The city of Asheville, North Carolina, is reeling from the assault of Hurricane Helene, which tore through the southeastern US last week. The monster storm has claimed at least 200 lives across the region so far, carving a 500-mile trail of destruction through Florida, Georgia, Tennessee, Virginia, North Carolina, and South Carolina. Initial estimates ballpark the total damage and economic losses at around US$160bn, according to AccuWeather.

Residents of Asheville, situated far from the coast and having mostly dodged impacts from Hurricane Ian in 2022 and Tropical Cyclone Idalia in 2023, may have hoped they’d again be spared the worst from Helene. Along with ‘climate-proof Duluth’ in Minnesota and Ann Arbor in Michigan, Asheville is one of several urban areas said to have attracted ‘climate migrants’ from storm-lashed and wildfire-ravaged areas elsewhere in the US.

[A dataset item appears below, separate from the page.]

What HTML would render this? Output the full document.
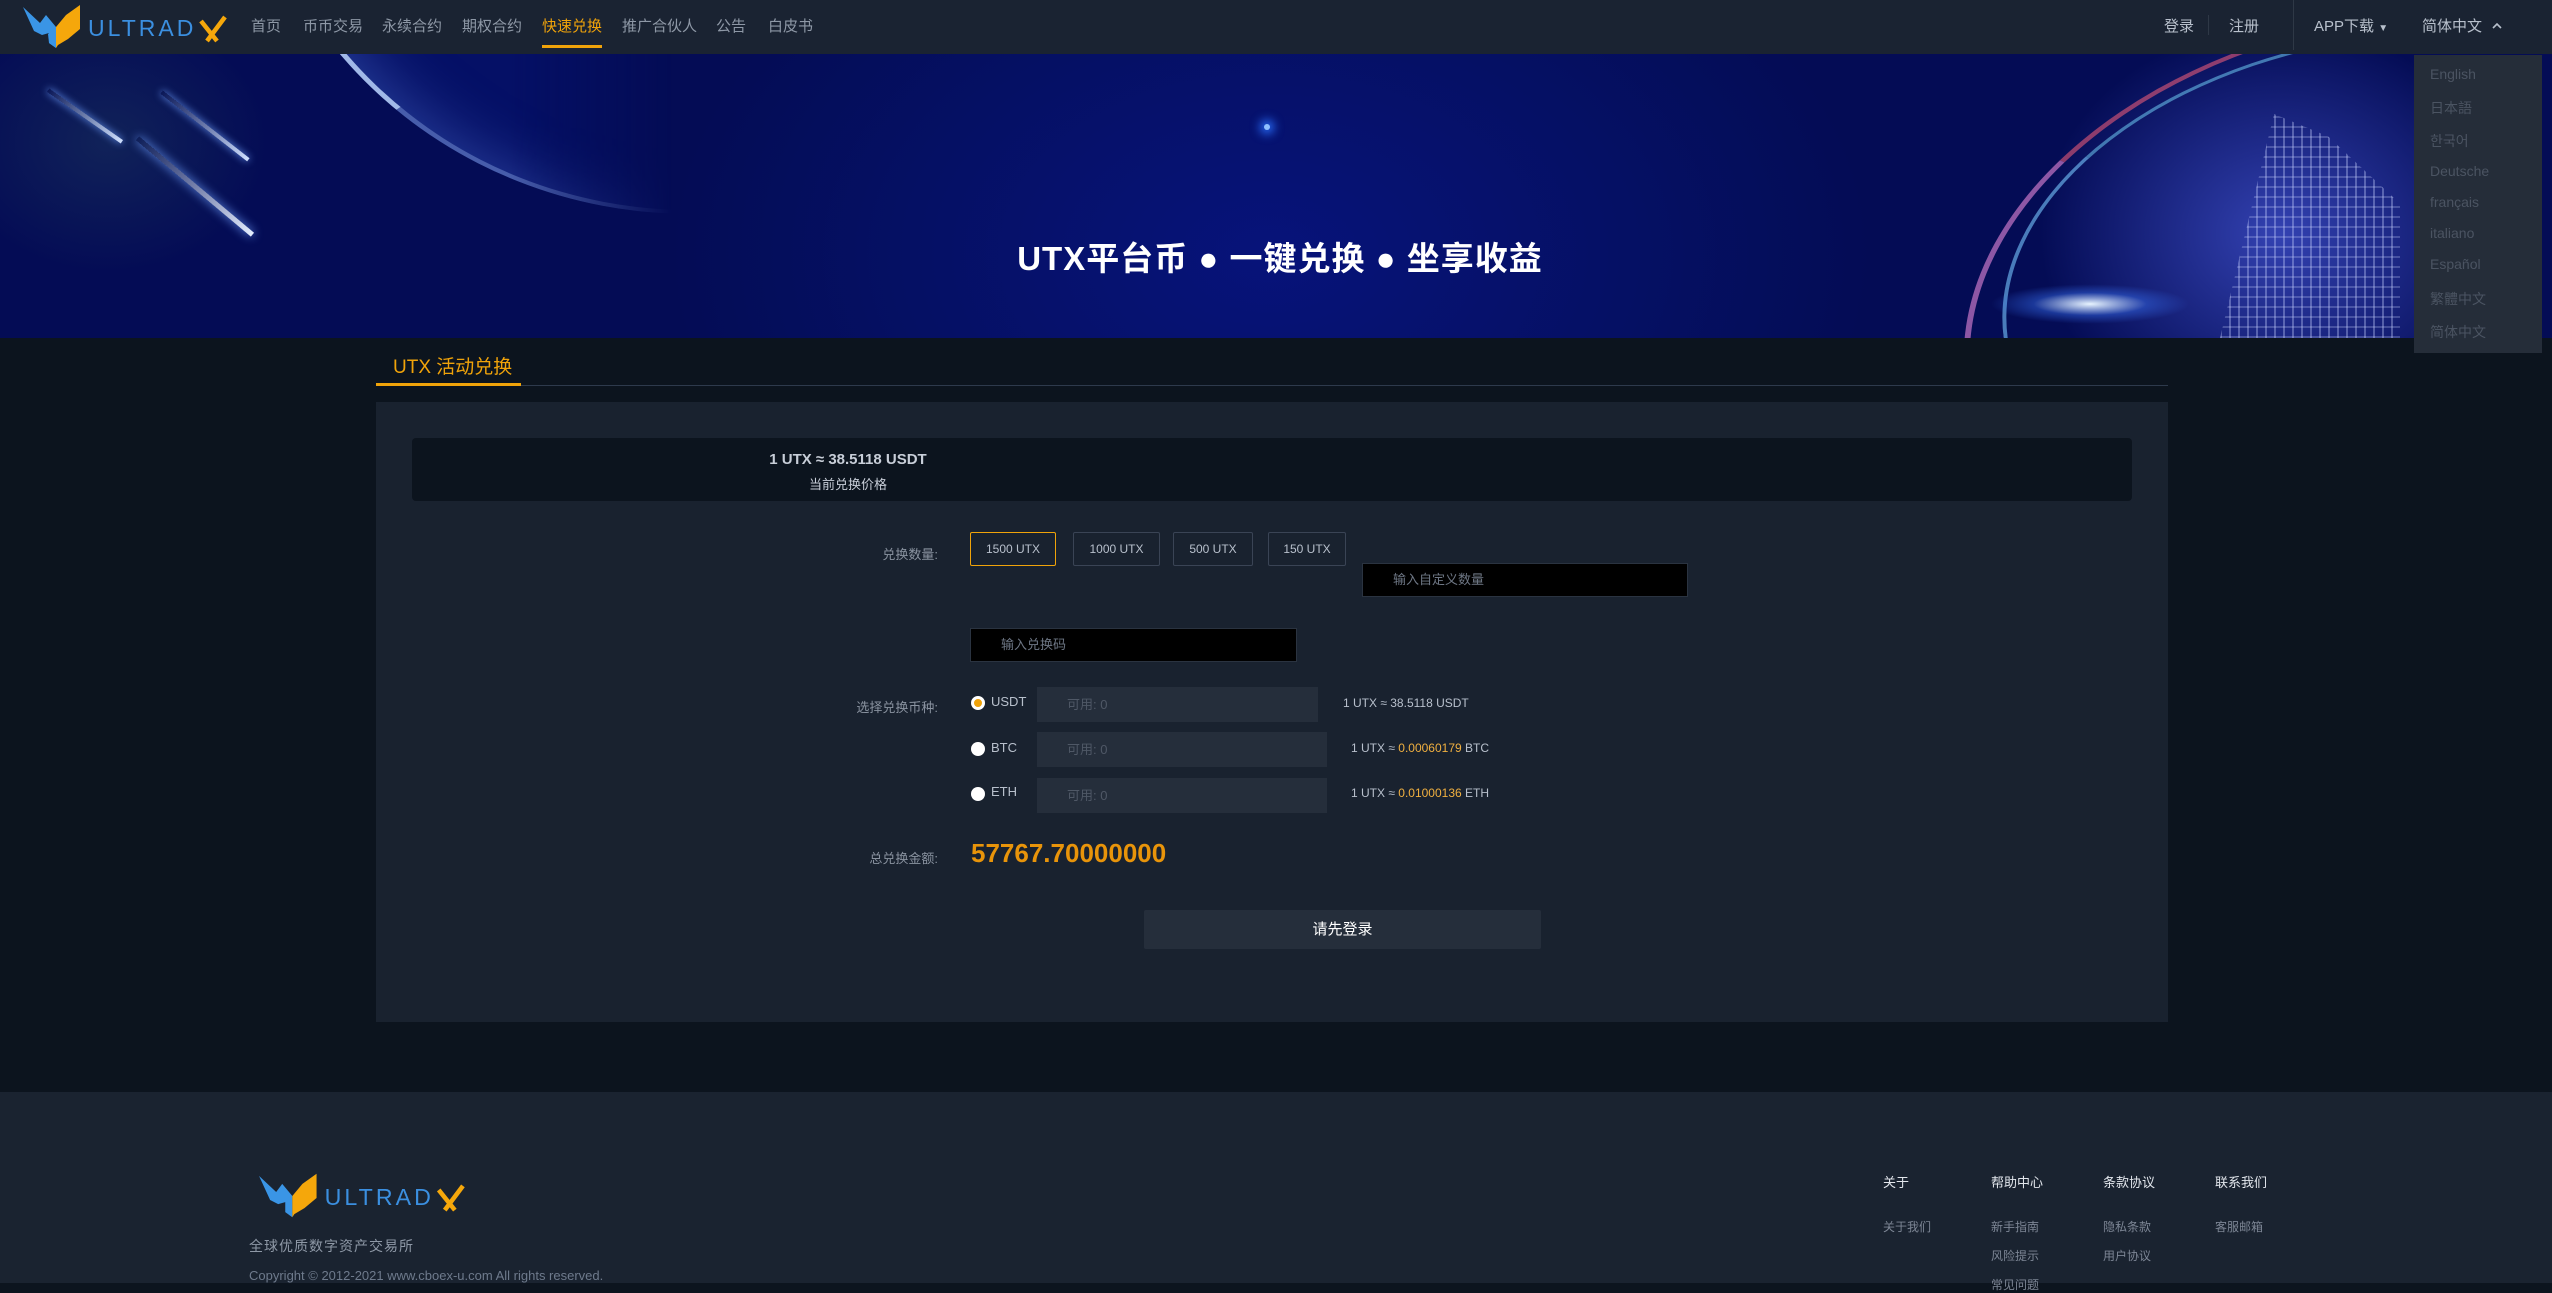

No self-respecting emergency manager or scientist would ever promote the idea of a climate haven

Jeffrey Schlegelmilch, Director at the National Center for Disaster Preparedness, Earth Institute, Columbia University

Hurricane Helene shows nowhere is safe from climate impacts, however. Indeed, the idea that any place could be a “climate haven” was always nonsense, according to experts.